Institutional flows remain constructive, with long-term holders showing no signs of capitulation.
In the near term, traders should monitor whether bitcoin can reclaim the $72,500 resistance level on sustained volume. A breakout above that threshold would open the door to a test of prior highs and potentially new all-time territory.
Conversely, a failure to hold $69,500 support would shift the tactical advantage to bears and could initiate a deeper correction toward the mid-$60,000 range.
Key external variables include forthcoming U.S. economic data releases, particularly the next Consumer Price Index report due in early April, and any material shifts in Fed rhetoric.
On-chain metrics will also bear close watching, especially exchange outflows and the behavior of entities holding between 100 and 1,000 BTC, a cohort that has historically been sensitive to short-term price swings.
This analysis incorporates market data from CoinGecko, derivatives analytics from multiple exchanges, and on-chain intelligence available at publication time. Macro context is drawn from public statements by Federal Reserve officials and broader equity market trends as of March 25, 2026.

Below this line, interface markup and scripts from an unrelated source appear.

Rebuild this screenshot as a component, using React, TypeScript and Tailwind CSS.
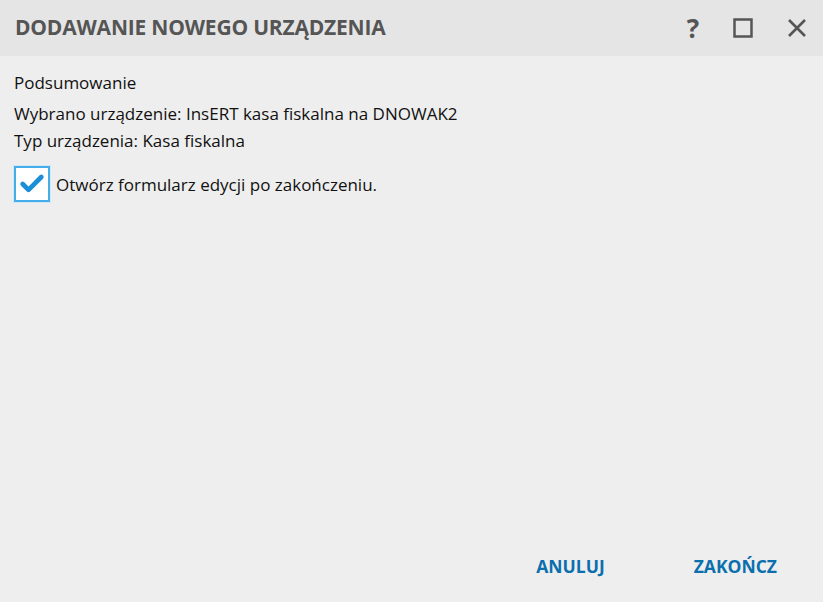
import { Check } from 'lucide-react'

export default function App() {
  return (
    <div className="w-[823px] h-[602px] flex flex-col bg-[#eeeeee] font-['Open_Sans',sans-serif] text-[#111]">
      {/* Title bar */}
      <div className="h-[56px] shrink-0 flex items-center bg-[#e5e5e5] pl-[15px] pr-[16px]">
        <h1 className="flex-1 text-[21px] font-bold text-[#555] tracking-[-0.2px]">
          DODAWANIE NOWEGO URZĄDZENIA
        </h1>
        <div className="flex items-center text-[#555]">
          <span className="w-[20px] text-center text-[26px] font-bold leading-none">?</span>
          <svg width="20" height="20" viewBox="0 0 20 20" className="ml-[30px]">
            <rect x="1.5" y="1.5" width="17" height="17" fill="none" stroke="currentColor" strokeWidth="2.5" />
          </svg>
          <svg width="20" height="20" viewBox="0 0 20 20" className="ml-[34px]">
            <path d="M2 2 L18 18 M18 2 L2 18" stroke="currentColor" strokeWidth="2.6" />
          </svg>
        </div>
      </div>

      {/* Body */}
      <div className="flex-1 flex flex-col px-[14px] pt-[13px] text-[17px] leading-[27px]">
        <p>Podsumowanie</p>
        <p className="mt-[4px]">Wybrano urządzenie: InsERT kasa fiskalna na DNOWAK2</p>
        <p>Typ urządzenia: Kasa fiskalna</p>
        <label className="mt-[12px] flex items-center gap-[6px]">
          <span className="w-[36px] h-[36px] flex items-center justify-center bg-white border-2 border-[#45aee8] shadow-[0_0_0_1px_#cfe8f7]">
            <Check size={28} strokeWidth={4} className="text-[#1a8fd8]" />
          </span>
          <span>Otwórz formularz edycji po zakończeniu.</span>
        </label>
      </div>

      {/* Footer */}
      <div className="h-[72px] shrink-0 flex items-start justify-end gap-[89px] pr-[46px] pt-[23px] text-[17.5px] font-bold text-[#0b6fae]">
        <button>ANULUJ</button>
        <button>ZAKOŃCZ</button>
      </div>
    </div>
  )
}
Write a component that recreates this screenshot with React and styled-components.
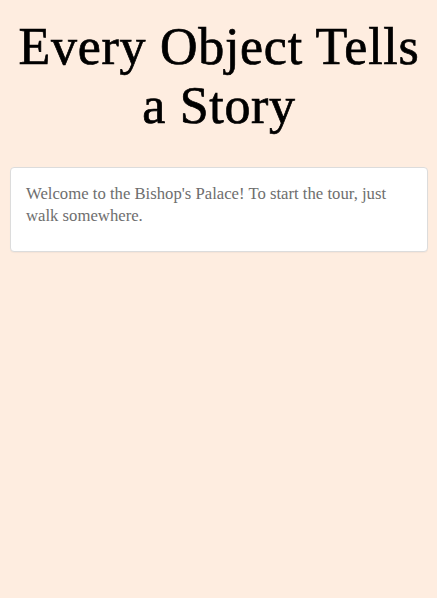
import React from "react";
import styled, { createGlobalStyle } from "styled-components";

const Global = createGlobalStyle`
  html, body { margin: 0; padding: 0; background: #feede0; }
  body { min-height: 598px; }
`;

const Page = styled.div`
  padding: 0 9px 0 10px;
  display: flex;
  flex-direction: column;
`;

const Title = styled.h1`
  margin: 17px 0 32px;
  font-family: "Liberation Serif", serif;
  font-weight: normal;
  font-size: 52px;
  line-height: 59px;
  letter-spacing: 0.7px;
  -webkit-text-stroke: 0.7px #000;
  text-align: center;
  color: #000;
`;

const Card = styled.div`
  background: #fff;
  border: 1px solid #dcdcdc;
  border-radius: 4px;
  padding: 15px 15px 24px;
  box-shadow: 0 1px 1px rgba(0,0,0,0.04);
`;

const Message = styled.p`
  margin: 0;
  font-family: "Liberation Serif", serif;
  font-size: 16.7px;
  line-height: 22px;
  color: #6e6e6e;
`;

export default function App() {
  return (
    <>
      <Global />
      <Page>
        <Title>Every Object Tells a Story</Title>
        <Card>
          <Message>
            Welcome to the Bishop's Palace! To start the tour, just walk somewhere.
          </Message>
        </Card>
      </Page>
    </>
  );
}
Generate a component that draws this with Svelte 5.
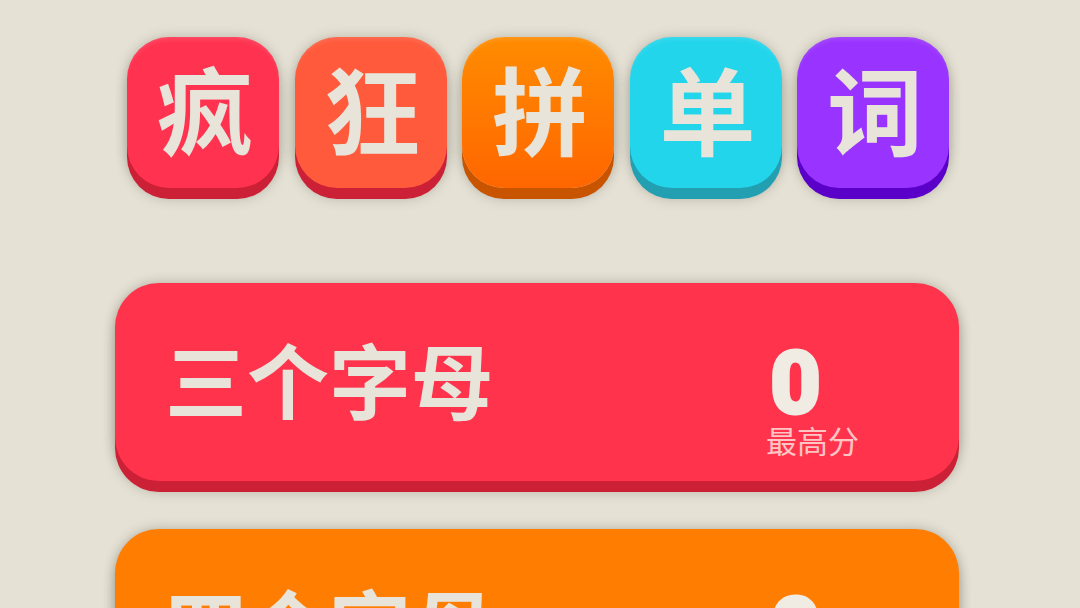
<script>
  const tiles = [
    { ch: '疯', cls: 'red' },
    { ch: '狂', cls: 'coral' },
    { ch: '拼', cls: 'orange' },
    { ch: '单', cls: 'cyan' },
    { ch: '词', cls: 'purple' }
  ];
  const levels = [
    { name: '三个字母', cls: 'lv-red' },
    { name: '四个字母', cls: 'lv-orange' }
  ];
</script>

<main class="page">
  <div class="title">
    {#each tiles as t}
      <div class="tile {t.cls}">{t.ch}</div>
    {/each}
  </div>
  <div class="levels">
    {#each levels as l}
      <div class="card {l.cls}">
        <div class="name">{l.name}</div>
        <div class="score">
          <div class="num">0</div>
          <div class="label">最高分</div>
        </div>
      </div>
    {/each}
  </div>
</main>

<style>
  :global(body) {
    margin: 0;
    background: #e5e1d5;
    overflow: hidden;
  }
  .page {
    height: 608px;
    overflow: hidden;
    box-sizing: border-box;
    padding: 37px 0 0 115px;
    font-family: "Noto Sans CJK SC", sans-serif;
  }
  .title {
    display: flex;
    gap: 15.5px;
    margin-left: 12px;
  }
  .tile {
    width: 152px;
    height: 151px;
    border-radius: 42px;
    display: flex;
    align-items: center;
    justify-content: center;
    box-sizing: border-box;
    padding: 0 0 12px 4px;
    font-size: 96px;
    line-height: 1;
    font-weight: 700;
    color: #e8e4d9;
    box-shadow: inset 0 5px 5px -3px rgba(255, 255, 255, 0.14),
      0 11px 0 var(--edge),
      0 0 12px rgba(70, 70, 50, 0.26),
      0 11px 12px rgba(70, 70, 50, 0.26);
  }
  .red { background: #ff3350; --edge: #cc2036; }
  .coral { background: #ff5a3c; --edge: #cc2036; }
  .orange { background: linear-gradient(#ff8c00, #ff6600); --edge: #c95400; }
  .cyan { background: #22d5eb; --edge: #22a0b2; }
  .purple { background: #9933ff; --edge: #5a00c8; }

  .levels {
    margin-top: 95px;
    display: flex;
    flex-direction: column;
    gap: 48px;
  }
  .card {
    width: 844px;
    height: 198px;
    flex: none;
    border-radius: 44px;
    box-sizing: border-box;
    padding: 0 101px 0 50px;
    display: flex;
    align-items: center;
    justify-content: space-between;
    box-shadow: 0 11px 0 var(--edge),
      0 0 12px rgba(70, 70, 50, 0.32),
      0 11px 12px rgba(70, 70, 50, 0.26);
  }
  .lv-red { background: #ff334c; --edge: #cc2036; }
  .lv-orange { background: #ff7d00; --edge: #c95f00; }
  .name {
    font-size: 82px;
    line-height: 1;
    font-weight: 700;
    color: #e8e4d9;
    margin-bottom: 8px;
  }
  .score {
    width: 92px;
    display: flex;
    flex-direction: column;
    align-items: flex-start;
    padding-top: 38px;
  }
  .num {
    font-family: Roboto, sans-serif;
    font-size: 88px;
    font-weight: 900;
    line-height: 76px;
    height: 76px;
    margin-left: 4px;
    color: #f0ebe3;
    -webkit-text-stroke: 3px #f0ebe3;
  }
  .label {
    font-size: 31px;
    line-height: 36px;
    white-space: nowrap;
    color: #ffc4c4;
    margin-top: 1px;
  }
</style>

Editor’s Take: Bitcoin’s inability to crack $72,500 on three separate attempts in March tells us the path of least resistance is sideways to slightly lower in the immediate term. A clean daily close below $69,500 would likely accelerate downside pressure toward $67,000, where buyers should emerge. Bulls need to see a breakout above $72,500 backed by rising ETF inflows and exchange outflows to shift the intermediate outlook decisively higher.
Not Financial Advice: This article is for informational purposes only. Bitcoin investments are highly volatile and carry significant risk. Always do your own research.